Records with interface code:
____

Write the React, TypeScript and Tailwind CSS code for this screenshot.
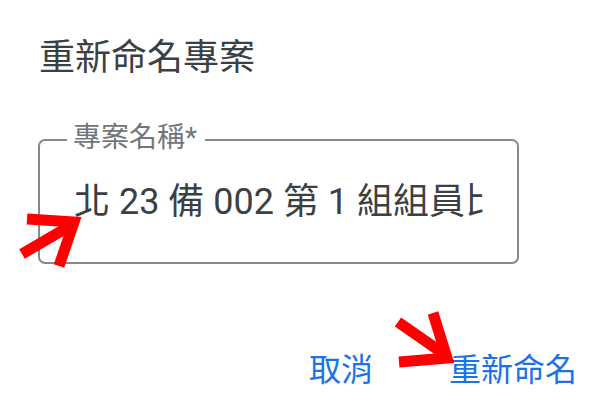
import React from "react";

const font = { fontFamily: "Roboto, 'Noto Sans CJK TC', sans-serif" };

function Arrow({ d }: { d: string }) {
  return (
    <path d={d} fill="none" stroke="#ff0000" strokeWidth={11} strokeLinejoin="miter" strokeLinecap="butt" />
  );
}

export default function App() {
  return (
    <div className="relative h-[420px] w-[597px] overflow-hidden bg-white" style={font}>
      <div className="flex flex-col pl-[39px] pt-[36px]">
        <h2 className="text-[36px] leading-[44px] font-normal text-[#3c4043]">重新命名專案</h2>

        <div className="relative mt-[59px] ml-[-1px] flex h-[125px] w-[481px] items-center rounded-[7px] border-2 border-[#85888c] pl-[34px] pr-[34px]">
          <span className="absolute left-[27px] top-[-20px] bg-white pl-[6px] pr-[8px] text-[28px] leading-[34px] text-[#72767a]">
            專案名稱*
          </span>
          <div className="overflow-hidden whitespace-nowrap text-[36px] leading-[44px] text-[#3c4043]">
            北 23 備 002 第 1 組組員比賽專案
          </div>
        </div>

        <div className="mt-[88px] flex items-center justify-end gap-[76px] pr-[20px] text-[32px] leading-[36px] text-[#1a73e8]">
          <button type="button">取消</button>
          <button type="button">重新命名</button>
        </div>
      </div>

      <svg className="pointer-events-none absolute inset-0" width="597" height="420">
        <Arrow d="M22 254 L70 226" />
        <Arrow d="M27 219 L74 222 L59 266" />
        <Arrow d="M398 322 L444 354" />
        <Arrow d="M433 313 L447 358 L399 362" />
      </svg>
    </div>
  );
}
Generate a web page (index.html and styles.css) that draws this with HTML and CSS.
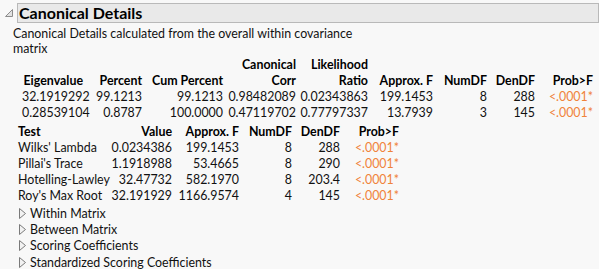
FILE: index.html
```html
<!DOCTYPE html>
<html>
<head>
<meta charset="utf-8">
<link rel="stylesheet" href="styles.css">
</head>
<body>
<div class="report">
  <div class="outline-head">
    <svg class="tri-open" width="10" height="10" viewBox="0 0 10 10"><path d="M8.5 1.5 L8.5 8.5 L1.5 8.5 Z" fill="#e2e2e2" stroke="#8c8c8c" stroke-width="1"/></svg>
    <div class="title-box">Canonical Details</div>
  </div>
  <div class="content">
    <p class="desc">Canonical Details calculated from the overall within covariance<br>matrix</p>

    <div class="grid t1">
      <div class="h"></div><div class="h"></div><div class="h"></div>
      <div class="h">Canonical</div><div class="h">Likelihood</div>
      <div class="h"></div><div class="h"></div><div class="h"></div><div class="h"></div>

      <div class="h">Eigenvalue</div><div class="h">Percent</div><div class="h">Cum Percent</div>
      <div class="h">Corr</div><div class="h">Ratio</div><div class="h">Approx. F</div>
      <div class="h">NumDF</div><div class="h">DenDF</div><div class="h">Prob&gt;F</div>

      <div>32.1919292</div><div>99.1213</div><div>99.1213</div><div>0.98482089</div><div>0.02343863</div><div>199.1453</div><div>8</div><div>288</div><div class="p">&lt;.0001*</div>
      <div>0.28539104</div><div>0.8787</div><div>100.0000</div><div>0.47119702</div><div>0.77797337</div><div>13.7939</div><div>3</div><div>145</div><div class="p">&lt;.0001*</div>
    </div>

    <div class="grid t2">
      <div class="h left">Test</div><div class="h">Value</div><div class="h">Approx. F</div><div class="h">NumDF</div><div class="h">DenDF</div><div class="h">Prob&gt;F</div>
      <div class="left">Wilks' Lambda</div><div>0.0234386</div><div>199.1453</div><div>8</div><div>288</div><div class="p">&lt;.0001*</div>
      <div class="left">Pillai's Trace</div><div>1.1918988</div><div>53.4665</div><div>8</div><div>290</div><div class="p">&lt;.0001*</div>
      <div class="left">Hotelling-Lawley</div><div>32.47732</div><div>582.1970</div><div>8</div><div>203.4</div><div class="p">&lt;.0001*</div>
      <div class="left">Roy's Max Root</div><div>32.191929</div><div>1166.9574</div><div>4</div><div>145</div><div class="p">&lt;.0001*</div>
    </div>

    <ul class="closed-list">
      <li><svg class="tri-closed" width="9" height="13" viewBox="0 0 9 13"><path d="M1.5 1.5 L7.5 6.5 L1.5 11.5 Z" fill="#f2f2f2" stroke="#7a7a7a" stroke-width="1"/></svg>Within Matrix</li>
      <li><svg class="tri-closed" width="9" height="13" viewBox="0 0 9 13"><path d="M1.5 1.5 L7.5 6.5 L1.5 11.5 Z" fill="#f2f2f2" stroke="#7a7a7a" stroke-width="1"/></svg>Between Matrix</li>
      <li><svg class="tri-closed" width="9" height="13" viewBox="0 0 9 13"><path d="M1.5 1.5 L7.5 6.5 L1.5 11.5 Z" fill="#f2f2f2" stroke="#7a7a7a" stroke-width="1"/></svg>Scoring Coefficients</li>
      <li><svg class="tri-closed" width="9" height="13" viewBox="0 0 9 13"><path d="M1.5 1.5 L7.5 6.5 L1.5 11.5 Z" fill="#f2f2f2" stroke="#7a7a7a" stroke-width="1"/></svg>Standardized Scoring Coefficients</li>
    </ul>
  </div>
</div>
</body>
</html>
```

FILE: styles.css
```css
html, body {
  margin: 0;
  padding: 0;
  background: #f8f8f8;
}
body {
  font-family: "Segoe UI", Lato, sans-serif;
  font-size: 12.4px;
  color: #111;
  overflow: hidden;
}
.report {
  padding-top: 3px;
}
.outline-head {
  display: flex;
  align-items: flex-start;
}
.tri-open {
  margin: 5px 0 0 4px;
  flex: none;
}
.title-box {
  margin-left: 3px;
  flex: 1;
  height: 18px;
  line-height: 18px;
  border: 1px solid #b9b9b9;
  background: #e9e9e9;
  font-weight: bold;
  font-size: 16px;
  color: #000;
  padding-left: 1px;
}
.content {
  padding-left: 13px;
}
.desc {
  margin: 3px 0 0 0;
  line-height: 15px;
}
.grid {
  display: grid;
  line-height: 16px;
}
.grid > div {
  text-align: right;
  white-space: nowrap;
}
.grid .h {
  font-weight: bold;
  color: #000;
}
.grid .left {
  text-align: left;
}
.grid .p {
  color: #f0833a;
}
.t1 {
  margin: 1px 0 0 9px;
  grid-template-columns: 61px 59px 81px 73px 72px 65px 54px 48px 58px;
}
.t2 {
  margin: 3px 0 0 5px;
  grid-template-columns: 92px 62px 67px 53px 48px 59px;
}
.closed-list {
  list-style: none;
  margin: 1px 0 0 5px;
  padding: 0;
}
.closed-list li {
  display: flex;
  align-items: center;
  height: 16.33px;
}
.tri-closed {
  margin-right: 3px;
  flex: none;
}
```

____

# STATED PROBLEM
What you return should match the records above word for word, minus the pictures.

# EXERCISE RESPONSE
Write the React, TypeScript and Tailwind CSS code for this screenshot.
import React from "react";

const font = { fontFamily: "Roboto, 'Noto Sans CJK TC', sans-serif" };

function Arrow({ d }: { d: string }) {
  return (
    <path d={d} fill="none" stroke="#ff0000" strokeWidth={11} strokeLinejoin="miter" strokeLinecap="butt" />
  );
}

export default function App() {
  return (
    <div className="relative h-[420px] w-[597px] overflow-hidden bg-white" style={font}>
      <div className="flex flex-col pl-[39px] pt-[36px]">
        <h2 className="text-[36px] leading-[44px] font-normal text-[#3c4043]">重新命名專案</h2>

        <div className="relative mt-[59px] ml-[-1px] flex h-[125px] w-[481px] items-center rounded-[7px] border-2 border-[#85888c] pl-[34px] pr-[34px]">
          <span className="absolute left-[27px] top-[-20px] bg-white pl-[6px] pr-[8px] text-[28px] leading-[34px] text-[#72767a]">
            專案名稱*
          </span>
          <div className="overflow-hidden whitespace-nowrap text-[36px] leading-[44px] text-[#3c4043]">
            北 23 備 002 第 1 組組員比賽專案
          </div>
        </div>

        <div className="mt-[88px] flex items-center justify-end gap-[76px] pr-[20px] text-[32px] leading-[36px] text-[#1a73e8]">
          <button type="button">取消</button>
          <button type="button">重新命名</button>
        </div>
      </div>

      <svg className="pointer-events-none absolute inset-0" width="597" height="420">
        <Arrow d="M22 254 L70 226" />
        <Arrow d="M27 219 L74 222 L59 266" />
        <Arrow d="M398 322 L444 354" />
        <Arrow d="M433 313 L447 358 L399 362" />
      </svg>
    </div>
  );
}
Generate a web page (index.html and styles.css) that draws this with HTML and CSS.
FILE: index.html
```html
<!DOCTYPE html>
<html>
<head>
<meta charset="utf-8">
<link rel="stylesheet" href="styles.css">
</head>
<body>
<div class="report">
  <div class="outline-head">
    <svg class="tri-open" width="10" height="10" viewBox="0 0 10 10"><path d="M8.5 1.5 L8.5 8.5 L1.5 8.5 Z" fill="#e2e2e2" stroke="#8c8c8c" stroke-width="1"/></svg>
    <div class="title-box">Canonical Details</div>
  </div>
  <div class="content">
    <p class="desc">Canonical Details calculated from the overall within covariance<br>matrix</p>

    <div class="grid t1">
      <div class="h"></div><div class="h"></div><div class="h"></div>
      <div class="h">Canonical</div><div class="h">Likelihood</div>
      <div class="h"></div><div class="h"></div><div class="h"></div><div class="h"></div>

      <div class="h">Eigenvalue</div><div class="h">Percent</div><div class="h">Cum Percent</div>
      <div class="h">Corr</div><div class="h">Ratio</div><div class="h">Approx. F</div>
      <div class="h">NumDF</div><div class="h">DenDF</div><div class="h">Prob&gt;F</div>

      <div>32.1919292</div><div>99.1213</div><div>99.1213</div><div>0.98482089</div><div>0.02343863</div><div>199.1453</div><div>8</div><div>288</div><div class="p">&lt;.0001*</div>
      <div>0.28539104</div><div>0.8787</div><div>100.0000</div><div>0.47119702</div><div>0.77797337</div><div>13.7939</div><div>3</div><div>145</div><div class="p">&lt;.0001*</div>
    </div>

    <div class="grid t2">
      <div class="h left">Test</div><div class="h">Value</div><div class="h">Approx. F</div><div class="h">NumDF</div><div class="h">DenDF</div><div class="h">Prob&gt;F</div>
      <div class="left">Wilks' Lambda</div><div>0.0234386</div><div>199.1453</div><div>8</div><div>288</div><div class="p">&lt;.0001*</div>
      <div class="left">Pillai's Trace</div><div>1.1918988</div><div>53.4665</div><div>8</div><div>290</div><div class="p">&lt;.0001*</div>
      <div class="left">Hotelling-Lawley</div><div>32.47732</div><div>582.1970</div><div>8</div><div>203.4</div><div class="p">&lt;.0001*</div>
      <div class="left">Roy's Max Root</div><div>32.191929</div><div>1166.9574</div><div>4</div><div>145</div><div class="p">&lt;.0001*</div>
    </div>

    <ul class="closed-list">
      <li><svg class="tri-closed" width="9" height="13" viewBox="0 0 9 13"><path d="M1.5 1.5 L7.5 6.5 L1.5 11.5 Z" fill="#f2f2f2" stroke="#7a7a7a" stroke-width="1"/></svg>Within Matrix</li>
      <li><svg class="tri-closed" width="9" height="13" viewBox="0 0 9 13"><path d="M1.5 1.5 L7.5 6.5 L1.5 11.5 Z" fill="#f2f2f2" stroke="#7a7a7a" stroke-width="1"/></svg>Between Matrix</li>
      <li><svg class="tri-closed" width="9" height="13" viewBox="0 0 9 13"><path d="M1.5 1.5 L7.5 6.5 L1.5 11.5 Z" fill="#f2f2f2" stroke="#7a7a7a" stroke-width="1"/></svg>Scoring Coefficients</li>
      <li><svg class="tri-closed" width="9" height="13" viewBox="0 0 9 13"><path d="M1.5 1.5 L7.5 6.5 L1.5 11.5 Z" fill="#f2f2f2" stroke="#7a7a7a" stroke-width="1"/></svg>Standardized Scoring Coefficients</li>
    </ul>
  </div>
</div>
</body>
</html>
```

FILE: styles.css
```css
html, body {
  margin: 0;
  padding: 0;
  background: #f8f8f8;
}
body {
  font-family: "Segoe UI", Lato, sans-serif;
  font-size: 12.4px;
  color: #111;
  overflow: hidden;
}
.report {
  padding-top: 3px;
}
.outline-head {
  display: flex;
  align-items: flex-start;
}
.tri-open {
  margin: 5px 0 0 4px;
  flex: none;
}
.title-box {
  margin-left: 3px;
  flex: 1;
  height: 18px;
  line-height: 18px;
  border: 1px solid #b9b9b9;
  background: #e9e9e9;
  font-weight: bold;
  font-size: 16px;
  color: #000;
  padding-left: 1px;
}
.content {
  padding-left: 13px;
}
.desc {
  margin: 3px 0 0 0;
  line-height: 15px;
}
.grid {
  display: grid;
  line-height: 16px;
}
.grid > div {
  text-align: right;
  white-space: nowrap;
}
.grid .h {
  font-weight: bold;
  color: #000;
}
.grid .left {
  text-align: left;
}
.grid .p {
  color: #f0833a;
}
.t1 {
  margin: 1px 0 0 9px;
  grid-template-columns: 61px 59px 81px 73px 72px 65px 54px 48px 58px;
}
.t2 {
  margin: 3px 0 0 5px;
  grid-template-columns: 92px 62px 67px 53px 48px 59px;
}
.closed-list {
  list-style: none;
  margin: 1px 0 0 5px;
  padding: 0;
}
.closed-list li {
  display: flex;
  align-items: center;
  height: 16.33px;
}
.tri-closed {
  margin-right: 3px;
  flex: none;
}
```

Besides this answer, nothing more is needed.